Copy each line that contains the word "React".
[Start]
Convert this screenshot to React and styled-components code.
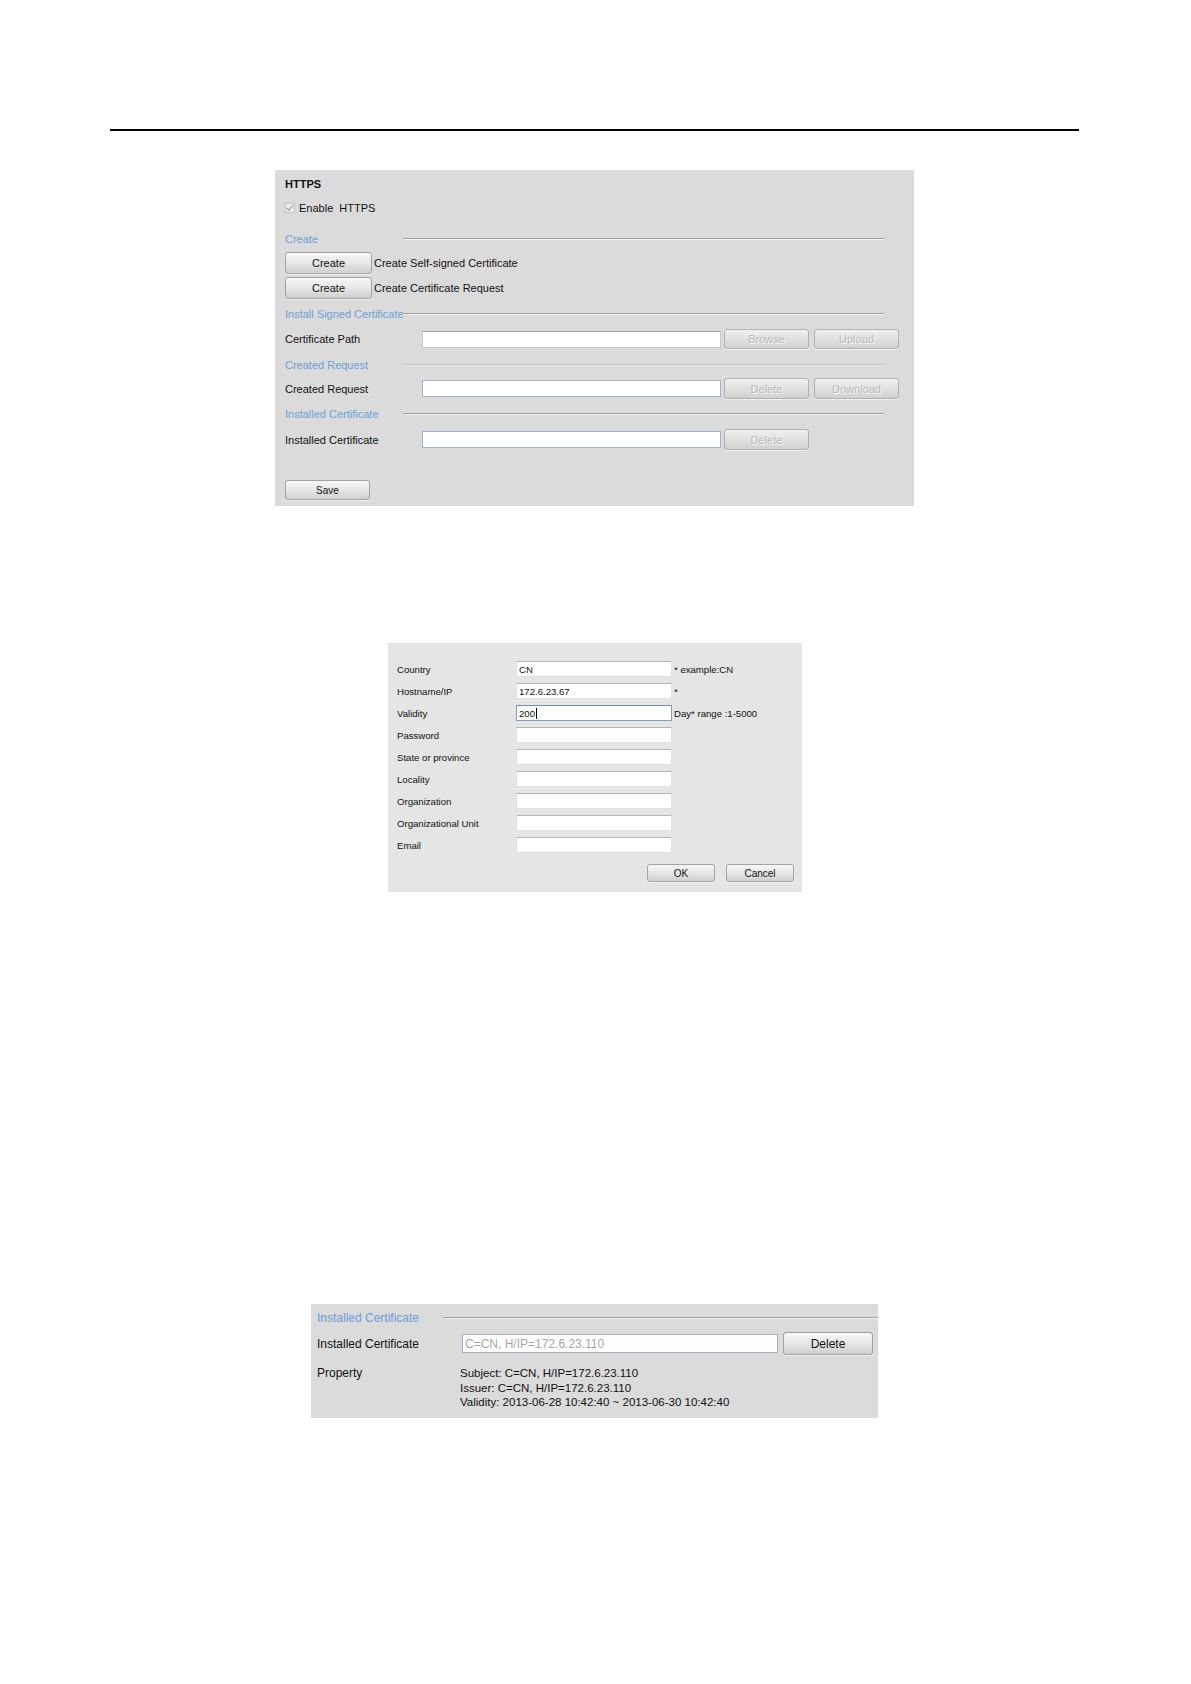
import React from "react";
import styled, { createGlobalStyle } from "styled-components";

const GlobalStyle = createGlobalStyle`
  html, body {
    margin: 0;
    padding: 0;
    background: #ffffff;
  }
  body {
    font-family: "Liberation Sans", Arial, sans-serif;
    color: #111111;
  }
`;

const Page = styled.div`
  width: 1191px;
  min-height: 1684px;
  padding-top: 129px;
  box-sizing: border-box;
  display: flex;
  flex-direction: column;
`;

const HeaderRule = styled.div`
  margin-left: 110px;
  width: 969px;
  height: 2px;
  background: #000;
`;

const Panel = styled.section`
  margin-left: ${(p) => p.$left}px;
  margin-top: ${(p) => p.$top}px;
  width: ${(p) => p.$w}px;
  background: ${(p) => p.$bg || "#dbdbdb"};
  box-sizing: border-box;
  padding: ${(p) => p.$pad};
  display: flex;
  flex-direction: column;
`;

const Row = styled.div`
  display: flex;
  align-items: center;
  height: ${(p) => p.$h || 20}px;
  margin-top: ${(p) => p.$mt || 0}px;
  font-size: ${(p) => p.$fs || 11}px;
`;

const Title = styled.div`
  font-weight: bold;
  font-size: 11px;
`;

const CheckBox = styled.span`
  width: 10px;
  height: 10px;
  border: 1px solid #c4c4c4;
  background: #ececec;
  display: inline-flex;
  align-items: center;
  justify-content: center;
  margin-right: 4px;
  box-sizing: border-box;
`;

const Legend = styled.div`
  display: flex;
  align-items: center;
  height: 20px;
  margin-top: ${(p) => p.$mt || 0}px;
`;

const LegendText = styled.div`
  width: ${(p) => p.$w}px;
  flex: none;
  color: #6b9fd6;
  font-size: ${(p) => p.$fs || 11}px;
  white-space: nowrap;
`;

const LegendLine = styled.div`
  width: ${(p) => p.$w}px;
  height: 0;
  border-top: 1px solid ${(p) => (p.$faint ? "#c6c6c6" : "#9e9e9e")};
  border-bottom: 1px solid ${(p) => (p.$faint ? "#e6e6e6" : "#f4f4f4")};
`;

const Label = styled.div`
  width: ${(p) => p.$w}px;
  flex: none;
  white-space: nowrap;
`;

const Field = styled.div`
  width: ${(p) => p.$w}px;
  height: ${(p) => p.$h}px;
  box-sizing: border-box;
  background: #fff;
  border: 1px solid ${(p) => p.$border || "#d2d2d2"};
  border-top-color: ${(p) => p.$borderTop || p.$border || "#a9a9a9"};
  display: flex;
  align-items: center;
  padding-left: 2px;
  color: ${(p) => p.$color || "#111"};
  font-size: inherit;
  white-space: nowrap;
  overflow: hidden;
`;

const Caret = styled.span`
  display: inline-block;
  width: 1px;
  height: 11px;
  background: #000;
  margin-left: 1px;
`;

const Button = styled.div`
  width: ${(p) => p.$w}px;
  height: ${(p) => p.$h}px;
  margin-left: ${(p) => p.$ml || 0}px;
  flex: none;
  box-sizing: border-box;
  border: 1px solid ${(p) => (p.$off ? "#b0b0b0" : "#a2a2a2")};
  border-radius: 3px;
  background: ${(p) =>
    p.$off
      ? "linear-gradient(#f0f0f0, #e0e0e0 50%, #d1d1d1)"
      : "linear-gradient(#f7f7f7, #e6e6e6 50%, #cfcfcf)"};
  box-shadow: 0 1px 0 rgba(255, 255, 255, 0.6);
  display: flex;
  align-items: center;
  justify-content: center;
  color: ${(p) => (p.$off ? "#bababa" : "#111")};
  text-shadow: ${(p) => (p.$off ? "1px 1px 0 #f8f8f8" : "none")};
  font-size: ${(p) => p.$fs || 11}px;
  white-space: nowrap;
`;

const Hint = styled.div`
  margin-left: 2px;
  white-space: nowrap;
`;

const FormGrid = styled.div`
  display: grid;
  grid-template-columns: 119px 156px auto;
  grid-auto-rows: 22px;
  align-items: center;
  font-size: 9.6px;
`;

const Actions = styled.div`
  display: flex;
  justify-content: flex-end;
  gap: 11px;
  margin-top: 8px;
`;

const PropertyRow = styled.div`
  display: flex;
  margin-top: 11px;
  font-size: 12px;
  line-height: 14.5px;
`;

const PropertyLines = styled.div`
  display: flex;
  flex-direction: column;
  margin-left: -2px;
  font-size: 11.5px;
`;

function CheckMark() {
  return (
    <svg width="8" height="8" viewBox="0 0 8 8">
      <polyline
        points="1,4 3,6.2 7,1.2"
        fill="none"
        stroke="#a9a9a9"
        strokeWidth="1.3"
      />
    </svg>
  );
}

function HttpsPanel() {
  return (
    <Panel $left={275} $top={39} $w={639} $pad="4px 0 6px 10px">
      <Row>
        <Title>HTTPS</Title>
      </Row>
      <Row $mt={4}>
        <CheckBox>
          <CheckMark />
        </CheckBox>
        Enable&nbsp; HTTPS
      </Row>

      <Legend $mt={11}>
        <LegendText $w={118}>Create</LegendText>
        <LegendLine $w={481} />
      </Legend>
      <Row $h={22} $mt={3}>
        <Button $w={87} $h={22}>Create</Button>
        <Hint>Create Self-signed Certificate</Hint>
      </Row>
      <Row $h={22} $mt={3}>
        <Button $w={87} $h={22}>Create</Button>
        <Hint>Create Certificate Request</Hint>
      </Row>

      <Legend $mt={5}>
        <LegendText $w={118}>Install Signed Certificate</LegendText>
        <LegendLine $w={481} />
      </Legend>
      <Row $mt={5}>
        <Label $w={137}>Certificate Path</Label>
        <Field $w={299} $h={17} $border="#c9c9c9" $borderTop="#9aa4b0" />
        <Button $w={85} $h={20} $ml={3} $off>
          Browse
        </Button>
        <Button $w={85} $h={20} $ml={5} $off>
          Upload
        </Button>
      </Row>

      <Legend $mt={6}>
        <LegendText $w={118}>Created Request</LegendText>
        <LegendLine $w={481} $faint />
      </Legend>
      <Row $h={21} $mt={3}>
        <Label $w={137}>Created Request</Label>
        <Field $w={299} $h={17} $border="#9fb2c8" />
        <Button $w={85} $h={21} $ml={3} $off>
          Delete
        </Button>
        <Button $w={85} $h={21} $ml={5} $off>
          Download
        </Button>
      </Row>

      <Legend $mt={5}>
        <LegendText $w={118}>Installed Certificate</LegendText>
        <LegendLine $w={481} />
      </Legend>
      <Row $h={21} $mt={5}>
        <Label $w={137}>Installed Certificate</Label>
        <Field $w={299} $h={17} $border="#9fb2c8" />
        <Button $w={85} $h={21} $ml={3} $off>
          Delete
        </Button>
      </Row>

      <Row $mt={30}>
        <Button $w={85} $h={20} $fs={10}>
          Save
        </Button>
      </Row>
    </Panel>
  );
}

const certFields = [
  { label: "Country", value: "CN", hint: "* example:CN" },
  { label: "Hostname/IP", value: "172.6.23.67", hint: "*" },
  { label: "Validity", value: "200", hint: "Day*  range :1-5000", focus: true },
  { label: "Password" },
  { label: "State or province" },
  { label: "Locality" },
  { label: "Organization" },
  { label: "Organizational Unit" },
  { label: "Email" },
];

function CreateCertPanel() {
  return (
    <Panel $left={388} $top={137} $w={414} $bg="#e5e5e5" $pad="15px 8px 10px 9px">
      <FormGrid>
        {certFields.map((f) => (
          <React.Fragment key={f.label}>
            <Label>{f.label}</Label>
            <Field
              $w={156}
              $h={16}
              $border={f.focus ? "#7f9fc4" : "#e0e0e0"}
              $borderTop={f.focus ? "#6f8fb8" : "#b4b4b4"}
            >
              {f.value}
              {f.focus && <Caret />}
            </Field>
            <Hint>{f.hint || ""}</Hint>
          </React.Fragment>
        ))}
      </FormGrid>
      <Actions>
        <Button $w={68} $h={18} $fs={10}>
          OK
        </Button>
        <Button $w={68} $h={18} $fs={10}>
          Cancel
        </Button>
      </Actions>
    </Panel>
  );
}

function InstalledPanel() {
  return (
    <Panel $left={311} $top={412} $w={567} $pad="4px 0 8px 6px">
      <Legend>
        <LegendText $w={126} $fs={12}>
          Installed Certificate
        </LegendText>
        <LegendLine $w={435} />
      </Legend>
      <Row $h={23} $mt={4} $fs={12}>
        <Label $w={145}>Installed Certificate</Label>
        <Field $w={316} $h={19} $border="#9db0c7" $color="#a6a6a6">
          C=CN, H/IP=172.6.23.110
        </Field>
        <Button $w={90} $h={23} $ml={5} $fs={12}>
          Delete
        </Button>
      </Row>
      <PropertyRow>
        <Label $w={145}>Property</Label>
        <PropertyLines>
          <span>Subject: C=CN, H/IP=172.6.23.110</span>
          <span>Issuer: C=CN, H/IP=172.6.23.110</span>
          <span>Validity: 2013-06-28 10:42:40 ~ 2013-06-30 10:42:40</span>
        </PropertyLines>
      </PropertyRow>
    </Panel>
  );
}

export default function App() {
  return (
    <>
      <GlobalStyle />
      <Page>
        <HeaderRule />
        <HttpsPanel />
        <CreateCertPanel />
        <InstalledPanel />
      </Page>
    </>
  );
}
[End]
= ANSWER FOR THE TASK =
Convert this screenshot to React and styled-components code.
import React from "react";
          <React.Fragment key={f.label}>
          </React.Fragment>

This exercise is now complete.